Bazı taşların yan taraflarında “tuğ”lar işlenmiş. Uzun bir mızrak sopasının ucuna yakın yerde aşağı sarkan at kuyruğu veya flama şekli varken, ucundaki alem kısmında kendine özgü ayrı bir motifle (tamga) karşılaşıyoruz. Saim Ağabey, burada devreye girerek Çeçenlerin her kabilesinin (boyunun) kendine has bir tamgası olduğunu, bunun da o boylardan birinin simgesi olduğunu söyleyerek aydınlatıcı bir bilgi verdi. Yine bir taşın üzerindeki tam tepe noktasında bulunan belirgin halde özel şekil verilmiş başlıkvarî unsurun, şahsın kabile içerisindeki ayırıcı rolünü veya liderliğini ifade ettiği izlenimi vermektedir.

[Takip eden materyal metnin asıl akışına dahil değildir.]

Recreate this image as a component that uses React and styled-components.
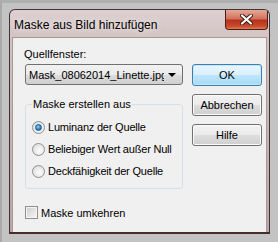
import React from 'react'
import styled, { createGlobalStyle } from 'styled-components'

const Global = createGlobalStyle`
  html, body { margin: 0; padding: 0; }
  body {
    background: #bdbdbd;
    font-family: "Liberation Sans", Arial, sans-serif;
  }
`

const Page = styled.div`
  width: 278px;
  height: 242px;
  box-sizing: border-box;
  padding: 6px 8px 0 7px;
  background: #c3c3c3;
  border-left: 2px solid #a9a9a9;
  border-top: 3px solid #b0b0b0;
`

const Window = styled.div`
  width: 261px;
  height: 225px;
  box-sizing: border-box;
  border: 1px solid #3f3335;
  border-bottom: 2px solid #4a2c2f;
  border-radius: 6px 6px 0 0;
  background: linear-gradient(180deg, #ddd0d0 0%, #d2c2c2 14%, #b9a5a5 100%);
  display: flex;
  flex-direction: column;
  overflow: hidden;
`

const TitleBar = styled.div`
  height: 27px;
  display: flex;
  align-items: flex-start;
  justify-content: space-between;
  padding-left: 4px;
  flex: none;
`

const Title = styled.div`
  font-size: 12px;
  color: #000;
  margin-top: 8px;
  text-shadow: 0 0 6px rgba(255, 255, 255, 0.9);
`

const CloseButton = styled.div`
  width: 43px;
  height: 20px;
  margin-right: 1px;
  box-sizing: border-box;
  border: 1px solid #4b1e17;
  border-top: none;
  border-radius: 0 0 4px 4px;
  background: linear-gradient(180deg, #e6a897 0%, #d1745d 45%, #b8321b 55%, #c84a2c 85%, #e07a55 100%);
  display: flex;
  align-items: center;
  justify-content: center;
`

const Body = styled.div`
  flex: 1;
  margin: 0 2px 0 2px;
  background: #f0f0f0;
  border: 1px solid #a89898;
  border-bottom: none;
  display: flex;
  gap: 9px;
  padding: 9px 4px 0 12px;
`

const LeftColumn = styled.div`
  width: 158px;
  display: flex;
  flex-direction: column;
`

const RightColumn = styled.div`
  width: 71px;
  display: flex;
  flex-direction: column;
  gap: 8px;
  padding-top: 17px;
`

const Label = styled.div`
  font-size: 11px;
  line-height: 14px;
  color: #000;
  margin-left: -1px;
  margin-bottom: 3px;
`

const Combo = styled.div`
  height: 21px;
  box-sizing: border-box;
  border: 1px solid #707070;
  border-radius: 3px;
  background: linear-gradient(180deg, #f2f2f2 0%, #ebebeb 50%, #dddddd 51%, #cfcfcf 100%);
  display: flex;
  align-items: center;
  padding-left: 3px;
  font-size: 11px;
  overflow: hidden;
`

const ComboText = styled.span`
  flex: 1;
  min-width: 0;
  white-space: nowrap;
  overflow: hidden;
`

const ComboArrow = styled.span`
  width: 0;
  height: 0;
  margin: 0 6px 0 4px;
  border-left: 4px solid transparent;
  border-right: 4px solid transparent;
  border-top: 4px solid #000;
  flex: none;
`

const Group = styled.fieldset`
  margin: 12px 0 0 0;
  padding: 10px 0 0 6px;
  height: 92px;
  box-sizing: border-box;
  border: 1px solid #d5dfe5;
  border-radius: 3px;
  display: flex;
  flex-direction: column;
  gap: 9px;
`

const Legend = styled.legend`
  font-size: 11px;
  padding: 0 1px;
  margin-left: 0;
  line-height: 14px;
`

const Option = styled.label`
  display: flex;
  align-items: center;
  gap: 3px;
  font-size: 11px;
  line-height: 13px;
  letter-spacing: -0.2px;
`

const Radio = styled.span`
  width: 13px;
  height: 13px;
  box-sizing: border-box;
  border-radius: 50%;
  border: 1px solid #8e8f8f;
  background: radial-gradient(circle at 60% 60%, #fcfcfc 0%, #e6e6e6 60%, #cfcfcf 100%);
  display: flex;
  align-items: center;
  justify-content: center;
  flex: none;

  &::after {
    content: '';
    display: ${p => (p.$checked ? 'block' : 'none')};
    width: 5px;
    height: 5px;
    border-radius: 50%;
    background: radial-gradient(circle at 40% 35%, #8ad2f6 0%, #2a7fc0 60%, #0d4b8c 100%);
    border: 1px solid #1d5d93;
  }
`

const CheckRow = styled.label`
  display: flex;
  align-items: center;
  gap: 3px;
  font-size: 11px;
  margin-top: 17px;
`

const Checkbox = styled.span`
  width: 13px;
  height: 13px;
  box-sizing: border-box;
  border: 1px solid #8e8f8f;
  background: linear-gradient(135deg, #cbcbcb 0%, #e6e6e6 60%, #f5f5f5 100%);
  box-shadow: inset 0 0 0 1px #f4f4f4;
  flex: none;
`

const Button = styled.div`
  height: 22px;
  box-sizing: border-box;
  border: 1px solid ${p => (p.$default ? '#3c7fb1' : '#707070')};
  border-radius: 3px;
  background: ${p =>
    p.$default
      ? 'linear-gradient(180deg, #eaf6fd 0%, #d9f0fc 50%, #bee6fd 51%, #a7d9f5 100%)'
      : 'linear-gradient(180deg, #f2f2f2 0%, #ebebeb 50%, #dddddd 51%, #cfcfcf 100%)'};
  box-shadow: ${p => (p.$default ? 'inset 0 0 0 1px #c5e7fa' : 'inset 0 0 0 1px #fcfcfc')};
  display: flex;
  align-items: center;
  justify-content: center;
  font-size: 11px;
  color: #000;
`

export default function App() {
  return (
    <Page>
      <Global />
      <Window>
        <TitleBar>
          <Title>Maske aus Bild hinzufügen</Title>
          <CloseButton>
            <svg width="13" height="11" viewBox="0 0 13 11">
              <path d="M2 1.5 L11 9.5 M11 1.5 L2 9.5" stroke="#3a1a14" strokeWidth="4" strokeLinecap="round" />
              <path d="M2 1.5 L11 9.5 M11 1.5 L2 9.5" stroke="#ffffff" strokeWidth="2.2" strokeLinecap="round" />
            </svg>
          </CloseButton>
        </TitleBar>
        <Body>
          <LeftColumn>
            <Label>Quellfenster:</Label>
            <Combo>
              <ComboText>Mask_08062014_Linette.jpg</ComboText>
              <ComboArrow />
            </Combo>
            <Group>
              <Legend>Maske erstellen aus</Legend>
              <Option><Radio $checked />Luminanz der Quelle</Option>
              <Option><Radio />Beliebiger Wert außer Null</Option>
              <Option><Radio />Deckfähigkeit der Quelle</Option>
            </Group>
            <CheckRow><Checkbox />Maske umkehren</CheckRow>
          </LeftColumn>
          <RightColumn>
            <Button $default>OK</Button>
            <Button>Abbrechen</Button>
            <Button>Hilfe</Button>
          </RightColumn>
        </Body>
      </Window>
    </Page>
  )
}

Bölgenin verdiği imkânlar nisbetinde taşların cinsleri farklılık arz ediyor. Mermer içerikli taşlar, kayaçlar, kireç taşları genel yapı malzemeleri. Yontularak mezar taşı haline getirilmiş isimsiz ve işaretsiz taşlar da mevcut. Ayrıca ilk kez şahit olduğum kamalak, ardıç gibi özlü ve dayanıklı ağaç gövdelerinden şekil verilerek mezar taşı olarak dikilmişleri de azımsanmayacak derecede mevcut. Bunların üst kısımları bir kafa veya yüz şeklini andırır şekilde yontulmuş. Geçen yıl gördüğüm fotoğraflarda bunların oymacılık tekniği ile işlenerek yazılı ve motifli hale getirilmişleri de mevcuttu. Ancak bu gidişimizde onlara maalesef rastlayamadık. Muhtemelen çürüyüp toprağa karışmışlardır. Bu ağaç olanlar, devrin imkânları sebebiyle taş dikilememesinden mi kaynaklandı, yoksa mezarlıktaki bayan mezar taşlarının yüzdelik olarak çok düşük olması göz önüne alındığında, acaba kadın mezar taşları geleneksel olarak ağaç malzemeyle mi dikildi, şimdilik kesin bir şey söylemek mümkün değil.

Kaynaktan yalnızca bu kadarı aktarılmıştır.